TO DO: In the material below, find each line holding the string "with" and copy it.

MATERIAL FOR THE TASK:
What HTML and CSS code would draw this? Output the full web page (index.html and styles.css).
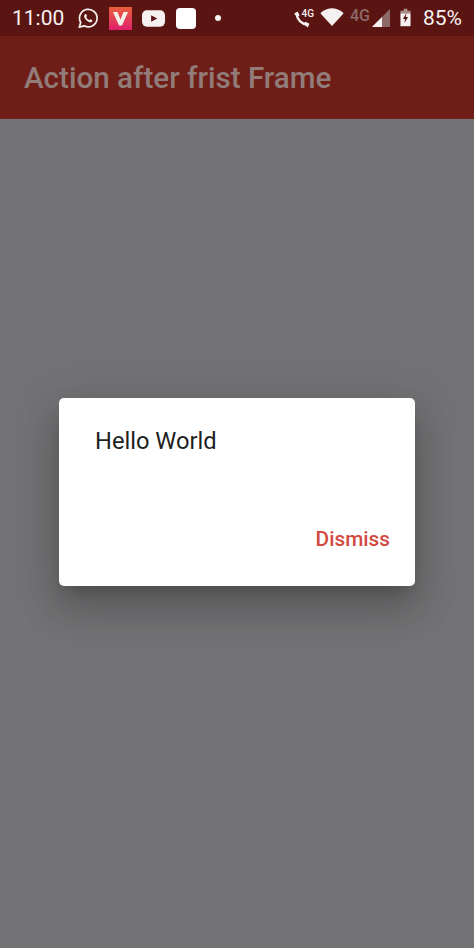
FILE: index.html
```html
<!DOCTYPE html>
<html lang="en">
<head>
<meta charset="utf-8">
<title>Action after frist Frame</title>
<link rel="stylesheet" href="styles.css">
</head>
<body>
<div class="page">
  <div class="status">
    <div class="status-left">
      <span class="time">11:00</span>
      <svg class="ic-wa" viewBox="0 0 24 24"><path d="M2.500 21.500l1.500-5.200A9.600 9.600 0 1 1 7.800 20z" fill="none" stroke="#f4eeee" stroke-width="1.900" stroke-linejoin="round"/><path d="M8.600 7.500c.6-.6 1.200-.5 1.500 0l.8 1.600c.1.400-.5 1-.8 1.500.7 1.400 1.800 2.500 3.300 3.200.5-.4 1-1.100 1.500-.9l1.600.9c.4.300.4.900 0 1.400-.9 1-2.200 1.200-3.600.6-2.300-1-4-2.700-4.800-4.800-.5-1.300-.4-2.500.5-3.500z" fill="#f4eeee"/></svg>
      <svg class="ic-v" viewBox="0 0 23 23"><defs><linearGradient id="vg" x1="0" y1="0" x2="0" y2="1"><stop offset="0" stop-color="#e8603a"/><stop offset="1" stop-color="#e01f6d"/></linearGradient></defs><rect width="23" height="23" fill="url(#vg)"/><path d="M4 5h4.500l3 7.500 3-7.500H19l-6 13.500h-3z" fill="#f6efe8"/></svg>
      <svg class="ic-yt" viewBox="0 0 24 17"><rect width="24" height="17" rx="5" fill="#f6f1f1"/><path d="M9.500 5l6.500 3.500-6.500 3.500z" fill="#5a1512"/></svg>
      <span class="ic-sq"></span>
      <span class="ic-dot"></span>
    </div>
    <div class="status-right">
      <svg class="ic-call" viewBox="0 0 15 15"><path d="M3.200 2.500C3.500 7.500 7.500 11.500 12.500 12" fill="none" stroke="#f6f1f1" stroke-width="2"/><path d="M1 2.200L4.200 .5 5.800 4 3.500 5.500zM9.500 11.500L11 9.500l3.500 1.700-1.500 3.300z" fill="#f6f1f1"/></svg>
      <span class="net">4G</span>
      <svg class="ic-wifi" viewBox="0 0 24 18"><path d="M.5 5.500Q1 4.500 2 3.800C8-1 16-1 22 3.800Q23 4.500 23.500 5.500L12 18z" fill="#f6f1f1"/></svg>
      <span class="net dim">4G</span>
      <svg class="ic-signal" viewBox="0 0 18 18"><path d="M18 0v18H0z" fill="#8d6a68"/><path d="M10 8V18H0z" fill="#f6f1f1"/></svg>
      <svg class="ic-batt" viewBox="0 0 12 19"><path d="M4 0h4v2h3.500v3H.5V2H4z" fill="#a98f8d"/><path d="M.5 5h11v14H.5z" fill="#f6f1f1"/><path d="M7 4.500L3.200 11h2.300l-.7 4.500L8.800 9H6.300z" fill="#5a1512"/></svg>
      <span class="pct">85%</span>
    </div>
  </div>
  <header class="appbar"><h1 class="title">Action after frist Frame</h1></header>
  <main class="content"></main>
  <div class="scrim">
    <div class="dialog">
      <p class="msg">Hello World</p>
      <div class="actions"><span class="dismiss">Dismiss</span></div>
    </div>
  </div>
</div>
</body>
</html>
```

FILE: styles.css
```css
* { box-sizing: border-box; }
html, body { margin: 0; padding: 0; }
body { font-family: Roboto, "Noto Sans", sans-serif; background: #737375; }
.page { position: relative; width: 474px; height: 948px; overflow: hidden; display: flex; flex-direction: column; }
.status { height: 36px; flex: none; background: #5a1512; display: flex; align-items: center; justify-content: space-between; padding: 0 12px; color: #f6f1f1; }
.status-left, .status-right { display: flex; align-items: center; }
.time { font-size: 21px; width: 52px; margin-right: 14px; white-space: nowrap; }
.ic-wa { width: 22px; height: 23px; margin-right: 10px; margin-left: -1px; }
.ic-v { width: 23px; height: 23px; margin-right: 10px; }
.ic-yt { width: 23px; height: 17px; margin-right: 11px; }
.ic-sq { width: 20px; height: 21px; border-radius: 4px; background: #fff; margin-right: 19px; }
.ic-dot { width: 6px; height: 6px; border-radius: 50%; background: #f6f1f1; }
.ic-call { width: 17px; height: 17px; margin-top: 3px; }
.net { font-size: 10px; font-weight: 500; margin-top: -10px; margin-left: -8px; margin-right: 6px; }
.net.dim { font-size: 16px; color: #8d6a68; margin: -6px 2px 0 6px; }
.ic-wifi { width: 24px; height: 18px; margin-top: -2px; }
.ic-signal { width: 18px; height: 18px; margin-right: 10px; }
.ic-batt { width: 11px; height: 19px; margin-right: 12px; margin-top: -2px; }
.pct { font-size: 21px; }
.appbar { height: 83px; flex: none; background: #6f1e17; display: flex; align-items: center; padding-left: 24px; box-shadow: 0 2px 3px rgba(0,0,0,.15); }
.title { margin: 0; font-size: 29.600px; font-weight: 500; color: #917c7a; white-space: nowrap; }
.content { flex: 1; background: #737375; }
.scrim { position: absolute; inset: 0; display: flex; justify-content: center; padding-top: 398px; pointer-events: none; }
.dialog { width: 356px; height: 188px; background: #fff; border-radius: 5px; box-shadow: 0 24px 38px 3px rgba(0,0,0,.14), 0 9px 46px 8px rgba(0,0,0,.1), 0 11px 15px -7px rgba(0,0,0,.2); display: flex; flex-direction: column; justify-content: space-between; }
.msg { margin: 0; padding: 28px 36px 0; font-size: 23.700px; line-height: 30px; color: #1f1f1f; }
.actions { display: flex; justify-content: flex-end; padding: 0 25px 34px; }
.dismiss { font-size: 20.800px; font-weight: 500; line-height: 26px; color: #d2493f; }
```
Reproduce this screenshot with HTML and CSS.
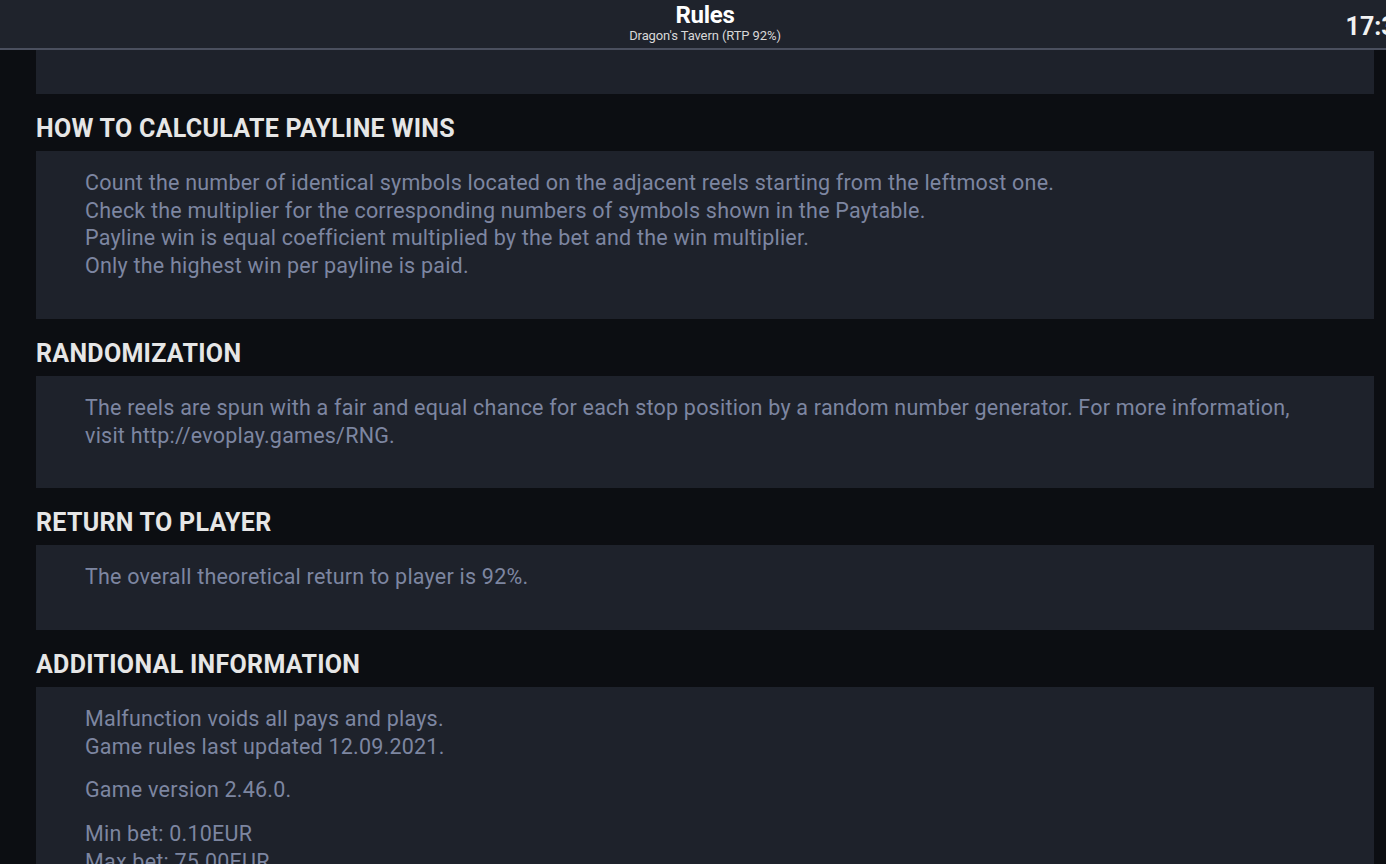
FILE: index.html
```html
<!DOCTYPE html>
<html lang="en">
<head>
  <meta charset="UTF-8">
  <title>Rules</title>
  <link rel="stylesheet" href="styles.css">
</head>
<body>
  <div class="page">
    <header class="topbar">
      <div class="topbar-side"></div>
      <div class="topbar-title">
        <h1>Rules</h1>
        <div class="subtitle">Dragon's Tavern (RTP 92%)</div>
      </div>
      <div class="topbar-side clock">17:30</div>
    </header>

    <main class="rules">
      <!-- tail of the previous section -->
      <div class="panel panel-cut"></div>

      <h2>How to calculate payline wins</h2>
      <div class="panel">
        <p>
          Count the number of identical symbols located on the adjacent reels starting from the leftmost one.<br>
          Check the multiplier for the corresponding numbers of symbols shown in the Paytable.<br>
          Payline win is equal coefficient multiplied by the bet and the win multiplier.<br>
          Only the highest win per payline is paid.
        </p>
      </div>

      <h2>Randomization</h2>
      <div class="panel">
        <p>The reels are spun with a fair and equal chance for each stop position by a random number generator. For more information, visit http://evoplay.games/RNG.</p>
      </div>

      <h2>Return to player</h2>
      <div class="panel">
        <p>The overall theoretical return to player is 92%.</p>
      </div>

      <h2>Additional information</h2>
      <div class="panel">
        <p>Malfunction voids all pays and plays.<br>Game rules last updated 12.09.2021.</p>
        <p>Game version 2.46.0.</p>
        <p>Min bet: 0.10EUR<br>Max bet: 75.00EUR</p>
      </div>
    </main>
  </div>
</body>
</html>
```

FILE: styles.css
```css
html, body {
  margin: 0;
  padding: 0;
  overflow: hidden;
  background: #0c0e12;
  font-family: Roboto, 'Liberation Sans', sans-serif;
}
.page {
  width: 1410px;
  height: 864px;
  overflow: hidden;
}
.topbar {
  display: grid;
  grid-template-columns: 1fr auto 1fr;
  align-items: center;
  height: 48px;
  background: #1f232c;
  border-bottom: 2px solid #4a4f5e;
  color: #fff;
}
.topbar-title {
  text-align: center;
  margin-top: -4px;
}
.topbar-title h1 {
  margin: 0;
  font-size: 24px;
  line-height: 26px;
  font-weight: 700;
  letter-spacing: -0.3px;
}
.subtitle {
  font-size: 13px;
  line-height: 15px;
  color: #d8d8d8;
  letter-spacing: -0.1px;
}
.clock {
  justify-self: end;
  margin-top: 4px;
  font-size: 25px;
  font-weight: 700;
  color: #f2f2f2;
}
.rules {
  padding: 0 36px;
}
.panel {
  background: #1e222b;
  padding: 18px 49px 39px;
}
.panel-cut {
  height: 44px;
  padding: 0;
}
.rules h2 {
  margin: 22px 0 9px;
  font-size: 25px;
  line-height: 26px;
  font-weight: 700;
  text-transform: uppercase;
  color: #e6e6e6;
  letter-spacing: 0.3px;
}
.panel p {
  margin: 0 0 16px;
  font-size: 21.5px;
  line-height: 27.7px;
  color: #7d86a1;
  letter-spacing: 0.22px;
}
.panel p:last-child {
  margin-bottom: 0;
}
```
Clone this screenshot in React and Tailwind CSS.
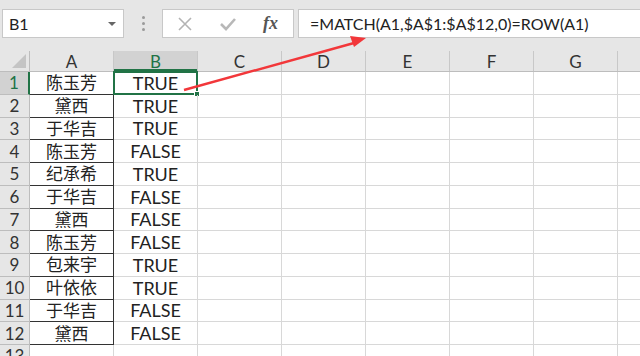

EXERCISE RESULT:
Reproduce this screenshot with HTML and CSS.
        <p>The reels are spun with a fair and equal chance for each stop position by a random number generator. For more information, visit http://evoplay.games/RNG.</p>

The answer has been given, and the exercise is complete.